According to the amended 1990 constitution, the 128 seats in parliament are divided equally between Christians and Muslims; and further sub-divided into Muslim sects (Sunni 27, Shia 27, Druze 8, Alawi 2) and Christian sects (Maronite Catholics 34, Greek Orthodox 14, and so on).
Before 1990 the religious carve-up was six Christians to five Muslims. This was based on the figures of the 1932 census, the last one. Since 1943 the constitutions has specified that the republic’s president must be Maronite Catholic, its prime minister Sunni Muslim and parliamentary speaker Shi’a Muslim. Now the unofficial estimates put the Christian population at 25-35 percent. That makes the constitutional stipulation of a Christian president increasingly untenable.
Since the local elections are not being held within the sectarian straight-jacket, with a candidate winning by the sheer size of his or her vote, the cumulative outcome will provide a fairly reliable pointer towards the actual religious composition of Lebanon in 66 years.

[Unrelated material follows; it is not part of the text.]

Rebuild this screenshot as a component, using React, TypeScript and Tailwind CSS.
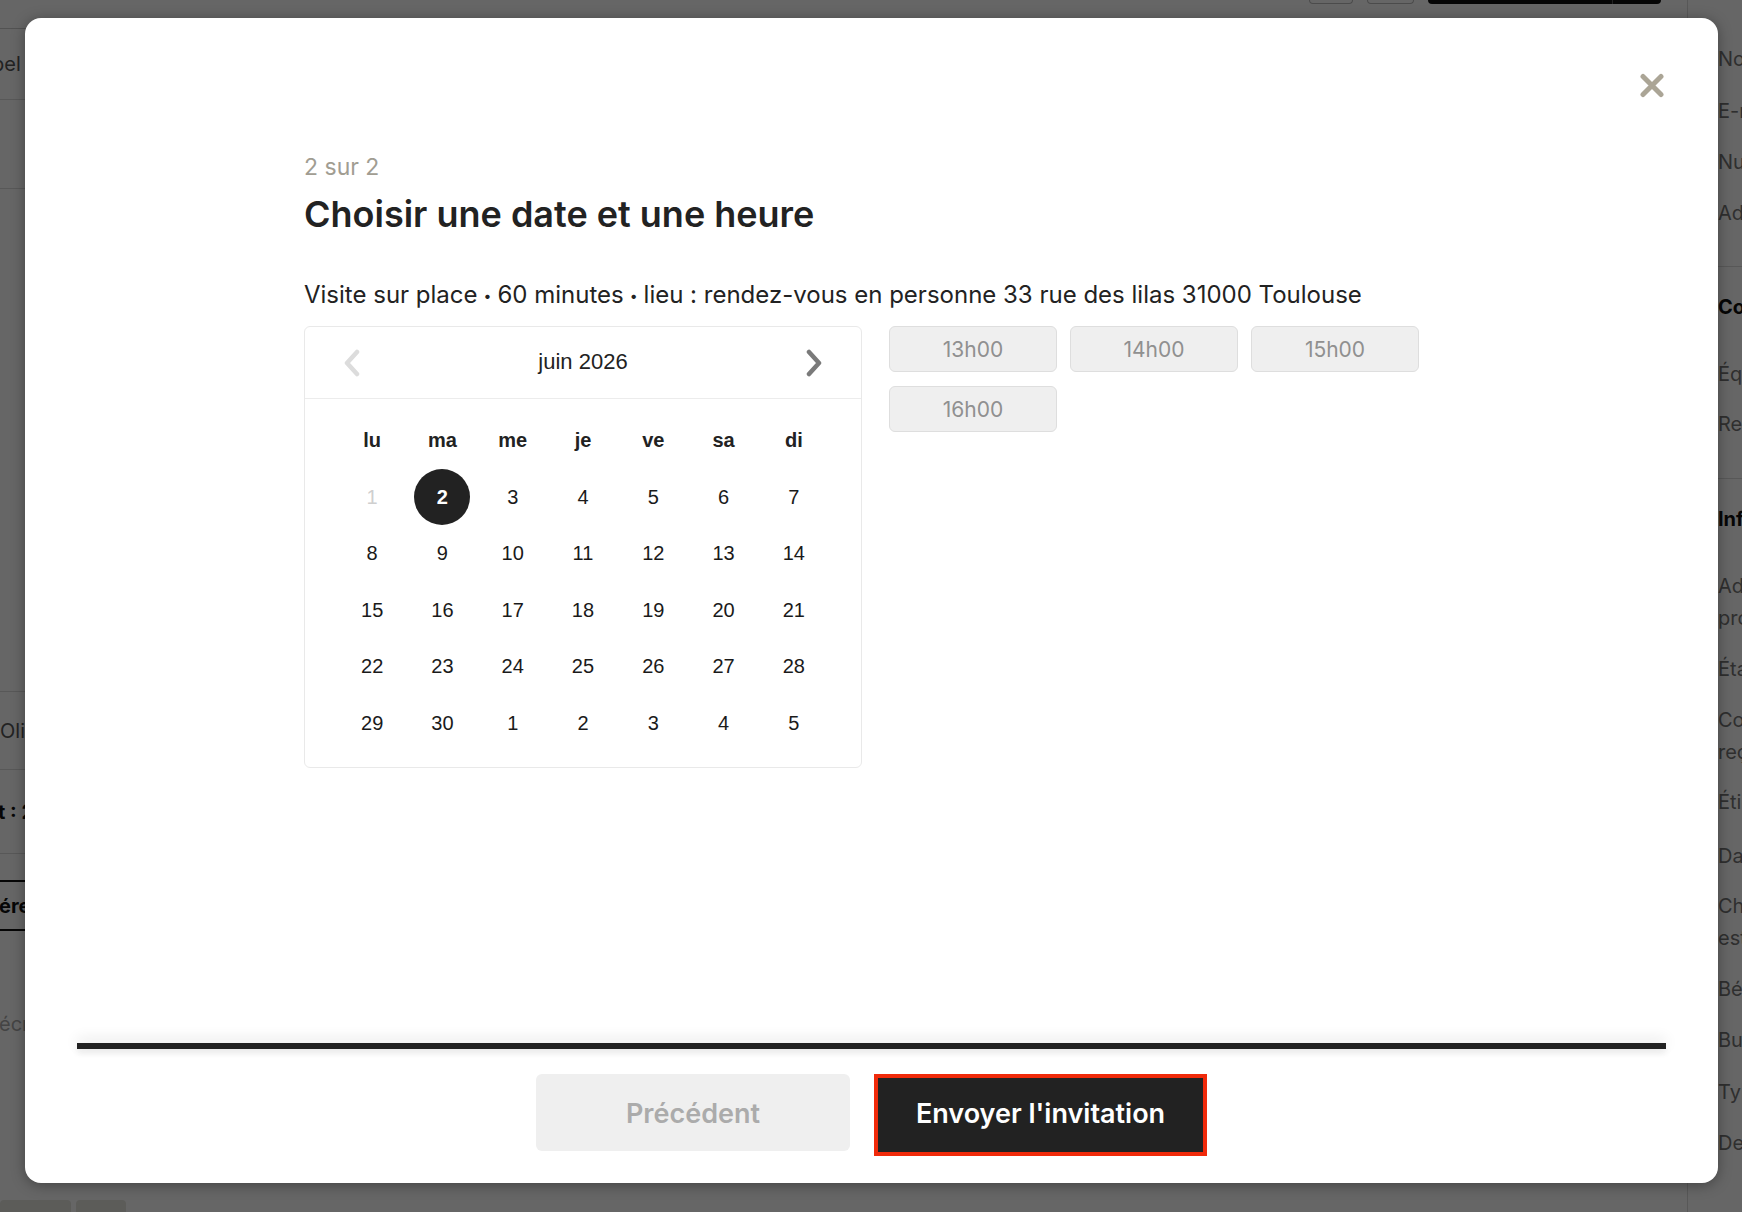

Many Christians are apprehensive. As al-Masira, a Christian magazine put it diplomatically: ‘The hidden realities of the sectarian demography will endanger co-existence (between Muslims and Christians)’.
Whatever, for a while at least, Lebanon looks likely to keep its multi-party democratic history, begun in 1926. Civil war brought that tradition to a shuddering halt. On Sunday it was proven to have life still in it.